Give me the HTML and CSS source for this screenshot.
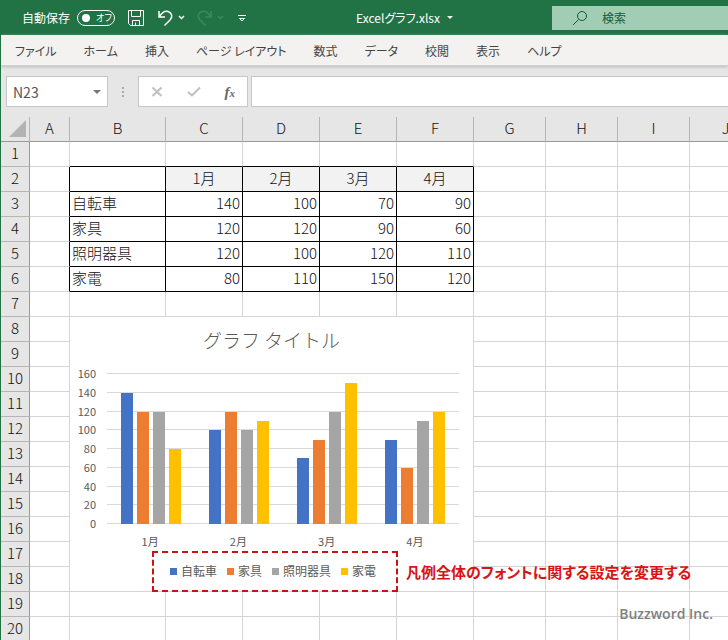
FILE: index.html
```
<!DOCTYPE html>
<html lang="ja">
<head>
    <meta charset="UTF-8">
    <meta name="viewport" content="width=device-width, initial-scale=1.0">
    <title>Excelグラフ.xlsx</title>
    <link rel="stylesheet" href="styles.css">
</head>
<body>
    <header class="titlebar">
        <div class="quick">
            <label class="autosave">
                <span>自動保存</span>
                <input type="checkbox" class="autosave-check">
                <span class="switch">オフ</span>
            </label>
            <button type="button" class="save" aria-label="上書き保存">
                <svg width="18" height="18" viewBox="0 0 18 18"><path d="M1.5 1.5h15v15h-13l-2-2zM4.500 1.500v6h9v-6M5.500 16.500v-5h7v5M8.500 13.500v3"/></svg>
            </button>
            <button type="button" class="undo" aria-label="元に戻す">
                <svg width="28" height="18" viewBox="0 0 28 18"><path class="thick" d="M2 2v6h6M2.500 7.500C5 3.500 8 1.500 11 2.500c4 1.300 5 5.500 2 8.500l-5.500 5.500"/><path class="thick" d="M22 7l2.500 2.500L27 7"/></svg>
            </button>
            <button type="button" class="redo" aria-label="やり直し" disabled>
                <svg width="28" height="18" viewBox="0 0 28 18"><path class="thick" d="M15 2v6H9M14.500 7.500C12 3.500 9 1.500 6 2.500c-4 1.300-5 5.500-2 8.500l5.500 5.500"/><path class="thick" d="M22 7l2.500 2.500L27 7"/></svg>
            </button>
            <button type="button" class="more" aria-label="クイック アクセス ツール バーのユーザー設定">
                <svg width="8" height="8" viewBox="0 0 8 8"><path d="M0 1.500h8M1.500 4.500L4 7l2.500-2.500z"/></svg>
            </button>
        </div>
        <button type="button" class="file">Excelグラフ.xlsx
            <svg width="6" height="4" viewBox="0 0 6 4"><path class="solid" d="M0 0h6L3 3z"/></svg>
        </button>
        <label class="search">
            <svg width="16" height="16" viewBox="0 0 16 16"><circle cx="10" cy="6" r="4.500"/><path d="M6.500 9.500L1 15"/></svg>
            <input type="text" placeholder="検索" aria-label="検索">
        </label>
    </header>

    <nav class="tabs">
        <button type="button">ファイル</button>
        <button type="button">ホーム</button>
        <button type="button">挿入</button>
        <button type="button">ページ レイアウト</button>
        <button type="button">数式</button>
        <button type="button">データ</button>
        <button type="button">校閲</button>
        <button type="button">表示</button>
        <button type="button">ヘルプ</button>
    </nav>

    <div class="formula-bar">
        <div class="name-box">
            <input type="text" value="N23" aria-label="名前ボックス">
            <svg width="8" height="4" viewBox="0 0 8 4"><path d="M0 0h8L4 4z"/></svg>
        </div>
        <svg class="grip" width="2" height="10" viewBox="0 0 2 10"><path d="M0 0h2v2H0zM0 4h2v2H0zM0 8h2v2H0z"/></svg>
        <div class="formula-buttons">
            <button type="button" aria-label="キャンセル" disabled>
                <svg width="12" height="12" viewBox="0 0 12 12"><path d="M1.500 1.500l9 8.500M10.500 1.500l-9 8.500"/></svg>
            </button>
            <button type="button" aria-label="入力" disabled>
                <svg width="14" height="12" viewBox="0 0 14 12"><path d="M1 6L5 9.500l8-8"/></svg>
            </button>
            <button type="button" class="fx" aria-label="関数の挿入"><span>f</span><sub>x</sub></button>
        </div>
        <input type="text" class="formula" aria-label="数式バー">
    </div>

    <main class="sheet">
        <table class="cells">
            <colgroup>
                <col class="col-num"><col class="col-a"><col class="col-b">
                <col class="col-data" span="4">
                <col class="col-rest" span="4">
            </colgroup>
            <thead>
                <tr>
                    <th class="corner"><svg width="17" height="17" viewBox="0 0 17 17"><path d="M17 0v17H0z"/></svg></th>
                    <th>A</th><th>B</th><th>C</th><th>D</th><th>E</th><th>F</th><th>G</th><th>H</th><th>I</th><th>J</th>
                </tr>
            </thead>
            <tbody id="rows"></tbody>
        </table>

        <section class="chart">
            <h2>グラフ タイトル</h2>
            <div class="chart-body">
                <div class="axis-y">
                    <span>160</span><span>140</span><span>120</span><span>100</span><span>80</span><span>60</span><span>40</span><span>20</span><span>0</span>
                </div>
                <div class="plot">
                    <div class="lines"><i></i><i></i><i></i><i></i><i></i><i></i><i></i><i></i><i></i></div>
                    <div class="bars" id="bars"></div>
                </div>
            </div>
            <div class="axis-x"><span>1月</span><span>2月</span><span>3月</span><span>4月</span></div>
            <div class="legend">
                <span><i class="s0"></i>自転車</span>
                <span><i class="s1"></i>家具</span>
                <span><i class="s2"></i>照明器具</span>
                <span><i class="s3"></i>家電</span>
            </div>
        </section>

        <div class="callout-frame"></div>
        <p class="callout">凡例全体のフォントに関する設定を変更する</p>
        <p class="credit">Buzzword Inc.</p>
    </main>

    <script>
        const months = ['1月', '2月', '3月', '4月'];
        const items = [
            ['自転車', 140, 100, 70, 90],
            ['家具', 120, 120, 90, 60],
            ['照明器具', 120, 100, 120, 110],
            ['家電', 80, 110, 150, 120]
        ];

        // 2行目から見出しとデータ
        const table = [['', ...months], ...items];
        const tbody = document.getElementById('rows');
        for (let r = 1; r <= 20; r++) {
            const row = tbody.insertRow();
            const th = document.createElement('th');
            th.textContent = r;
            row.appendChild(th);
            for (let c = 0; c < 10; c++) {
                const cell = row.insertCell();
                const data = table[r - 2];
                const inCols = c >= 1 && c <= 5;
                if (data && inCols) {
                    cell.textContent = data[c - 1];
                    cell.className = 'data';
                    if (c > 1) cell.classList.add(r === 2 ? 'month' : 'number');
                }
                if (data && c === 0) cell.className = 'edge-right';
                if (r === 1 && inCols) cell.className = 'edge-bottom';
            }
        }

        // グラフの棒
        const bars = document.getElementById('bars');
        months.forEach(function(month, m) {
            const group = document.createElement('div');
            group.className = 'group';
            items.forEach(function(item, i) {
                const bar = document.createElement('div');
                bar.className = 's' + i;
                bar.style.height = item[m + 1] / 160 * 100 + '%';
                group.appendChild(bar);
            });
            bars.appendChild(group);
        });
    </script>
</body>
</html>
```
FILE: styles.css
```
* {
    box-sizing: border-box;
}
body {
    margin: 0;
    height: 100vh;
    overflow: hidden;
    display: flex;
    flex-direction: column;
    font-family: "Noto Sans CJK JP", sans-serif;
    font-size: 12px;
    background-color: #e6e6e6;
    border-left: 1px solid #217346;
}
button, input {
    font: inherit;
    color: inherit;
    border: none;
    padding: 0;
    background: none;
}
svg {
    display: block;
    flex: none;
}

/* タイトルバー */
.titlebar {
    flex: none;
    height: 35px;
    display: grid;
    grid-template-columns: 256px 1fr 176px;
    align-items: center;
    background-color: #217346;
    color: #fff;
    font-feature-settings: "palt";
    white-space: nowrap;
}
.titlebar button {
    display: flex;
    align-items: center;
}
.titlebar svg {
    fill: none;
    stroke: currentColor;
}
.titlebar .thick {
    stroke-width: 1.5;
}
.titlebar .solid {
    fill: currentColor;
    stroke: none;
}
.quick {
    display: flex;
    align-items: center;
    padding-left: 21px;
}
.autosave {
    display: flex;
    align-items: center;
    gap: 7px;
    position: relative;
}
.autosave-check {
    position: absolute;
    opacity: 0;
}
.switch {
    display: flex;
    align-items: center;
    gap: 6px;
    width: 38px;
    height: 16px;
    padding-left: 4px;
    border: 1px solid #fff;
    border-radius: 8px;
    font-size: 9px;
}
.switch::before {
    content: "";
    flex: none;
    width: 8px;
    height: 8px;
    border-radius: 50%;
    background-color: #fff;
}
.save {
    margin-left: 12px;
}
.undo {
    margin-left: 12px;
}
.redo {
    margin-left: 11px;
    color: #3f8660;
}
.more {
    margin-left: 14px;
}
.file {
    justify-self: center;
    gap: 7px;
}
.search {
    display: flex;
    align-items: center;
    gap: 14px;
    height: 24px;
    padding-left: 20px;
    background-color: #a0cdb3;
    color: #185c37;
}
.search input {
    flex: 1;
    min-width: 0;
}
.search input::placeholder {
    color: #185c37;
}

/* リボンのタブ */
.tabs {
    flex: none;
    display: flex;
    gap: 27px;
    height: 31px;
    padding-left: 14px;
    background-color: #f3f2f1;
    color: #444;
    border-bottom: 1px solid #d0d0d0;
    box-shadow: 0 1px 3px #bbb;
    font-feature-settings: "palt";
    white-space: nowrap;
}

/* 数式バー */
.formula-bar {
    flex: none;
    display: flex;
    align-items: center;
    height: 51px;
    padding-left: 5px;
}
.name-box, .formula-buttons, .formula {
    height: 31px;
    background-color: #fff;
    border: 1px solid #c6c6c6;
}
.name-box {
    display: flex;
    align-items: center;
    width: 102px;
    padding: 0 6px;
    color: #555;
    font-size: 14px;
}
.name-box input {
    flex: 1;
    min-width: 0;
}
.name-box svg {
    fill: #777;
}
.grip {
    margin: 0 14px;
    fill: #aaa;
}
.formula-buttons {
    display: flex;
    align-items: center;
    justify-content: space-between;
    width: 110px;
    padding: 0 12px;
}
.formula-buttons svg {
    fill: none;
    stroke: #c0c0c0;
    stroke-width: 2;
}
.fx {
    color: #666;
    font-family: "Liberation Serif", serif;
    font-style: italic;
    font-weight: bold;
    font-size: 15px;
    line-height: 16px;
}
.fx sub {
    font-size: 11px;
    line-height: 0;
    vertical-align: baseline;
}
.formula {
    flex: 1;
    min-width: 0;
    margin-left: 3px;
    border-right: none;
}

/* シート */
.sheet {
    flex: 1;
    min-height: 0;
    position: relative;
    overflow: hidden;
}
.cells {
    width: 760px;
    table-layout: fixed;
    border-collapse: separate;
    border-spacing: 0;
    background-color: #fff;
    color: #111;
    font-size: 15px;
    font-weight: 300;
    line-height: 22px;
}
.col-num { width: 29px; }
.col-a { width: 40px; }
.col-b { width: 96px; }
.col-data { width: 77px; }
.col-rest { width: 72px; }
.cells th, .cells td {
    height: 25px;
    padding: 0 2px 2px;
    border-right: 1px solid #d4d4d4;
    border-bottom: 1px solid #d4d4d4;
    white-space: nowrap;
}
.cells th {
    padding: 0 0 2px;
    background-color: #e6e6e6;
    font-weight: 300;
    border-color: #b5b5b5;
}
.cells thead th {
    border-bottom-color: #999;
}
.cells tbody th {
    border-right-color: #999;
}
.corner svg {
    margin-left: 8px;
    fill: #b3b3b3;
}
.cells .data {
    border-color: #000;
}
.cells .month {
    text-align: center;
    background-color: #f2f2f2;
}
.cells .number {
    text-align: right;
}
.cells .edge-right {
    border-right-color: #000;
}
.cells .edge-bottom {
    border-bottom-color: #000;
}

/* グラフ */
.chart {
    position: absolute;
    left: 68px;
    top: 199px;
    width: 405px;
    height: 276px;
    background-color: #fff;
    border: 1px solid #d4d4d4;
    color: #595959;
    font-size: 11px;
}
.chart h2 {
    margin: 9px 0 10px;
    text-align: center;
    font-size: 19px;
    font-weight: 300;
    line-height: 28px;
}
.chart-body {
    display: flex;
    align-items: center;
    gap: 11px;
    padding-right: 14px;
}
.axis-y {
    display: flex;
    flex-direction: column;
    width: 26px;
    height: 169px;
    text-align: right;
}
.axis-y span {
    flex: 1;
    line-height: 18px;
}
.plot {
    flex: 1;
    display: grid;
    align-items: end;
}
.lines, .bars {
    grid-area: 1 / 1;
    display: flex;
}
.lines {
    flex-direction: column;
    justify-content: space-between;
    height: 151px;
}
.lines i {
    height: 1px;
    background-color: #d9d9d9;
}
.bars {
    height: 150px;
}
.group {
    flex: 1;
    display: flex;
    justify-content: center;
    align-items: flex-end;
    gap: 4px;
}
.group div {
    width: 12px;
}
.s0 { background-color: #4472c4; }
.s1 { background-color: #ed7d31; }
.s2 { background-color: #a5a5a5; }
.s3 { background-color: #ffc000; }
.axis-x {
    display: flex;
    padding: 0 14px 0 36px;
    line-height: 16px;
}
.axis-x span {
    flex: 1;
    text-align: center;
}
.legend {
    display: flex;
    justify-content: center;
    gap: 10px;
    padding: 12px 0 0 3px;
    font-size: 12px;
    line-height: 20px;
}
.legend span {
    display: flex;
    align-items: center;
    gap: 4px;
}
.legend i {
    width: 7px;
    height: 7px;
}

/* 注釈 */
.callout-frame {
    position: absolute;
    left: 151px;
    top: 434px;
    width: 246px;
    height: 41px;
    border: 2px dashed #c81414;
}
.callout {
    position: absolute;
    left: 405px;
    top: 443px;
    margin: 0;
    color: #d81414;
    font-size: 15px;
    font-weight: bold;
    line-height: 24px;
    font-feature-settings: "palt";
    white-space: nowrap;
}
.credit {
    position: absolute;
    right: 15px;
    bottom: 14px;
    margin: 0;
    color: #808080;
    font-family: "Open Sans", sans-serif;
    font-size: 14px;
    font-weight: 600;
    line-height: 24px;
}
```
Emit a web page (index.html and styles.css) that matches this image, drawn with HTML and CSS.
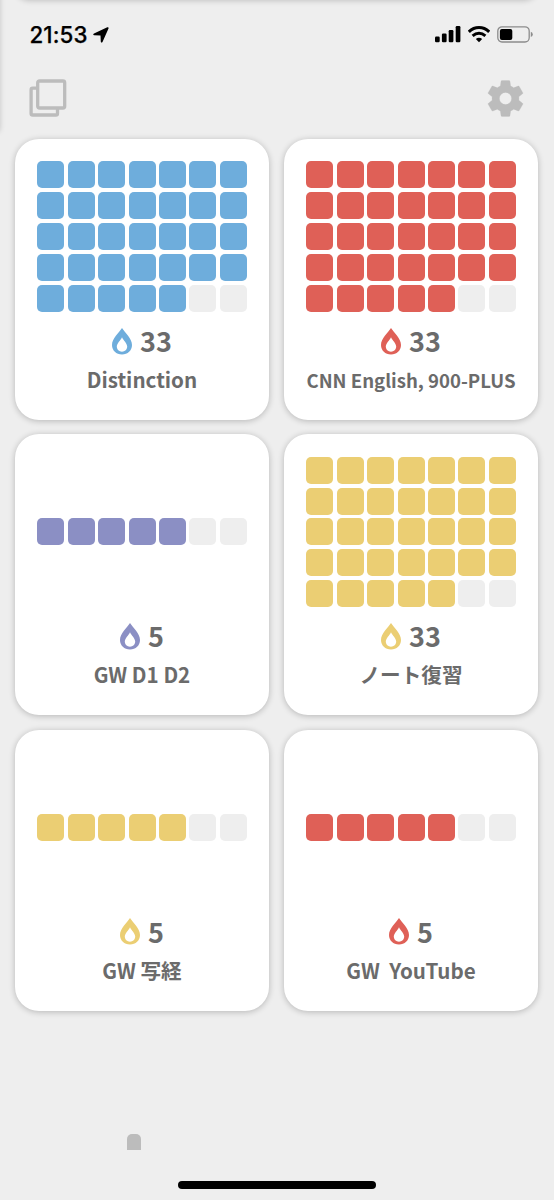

*Your instructions*: Gather up every line in the data above that contains the word "index", copying each one.

*Full answer*:
FILE: index.html
Emit a web page (index.html and styles.css) that matches this image, drawn with HTML and CSS.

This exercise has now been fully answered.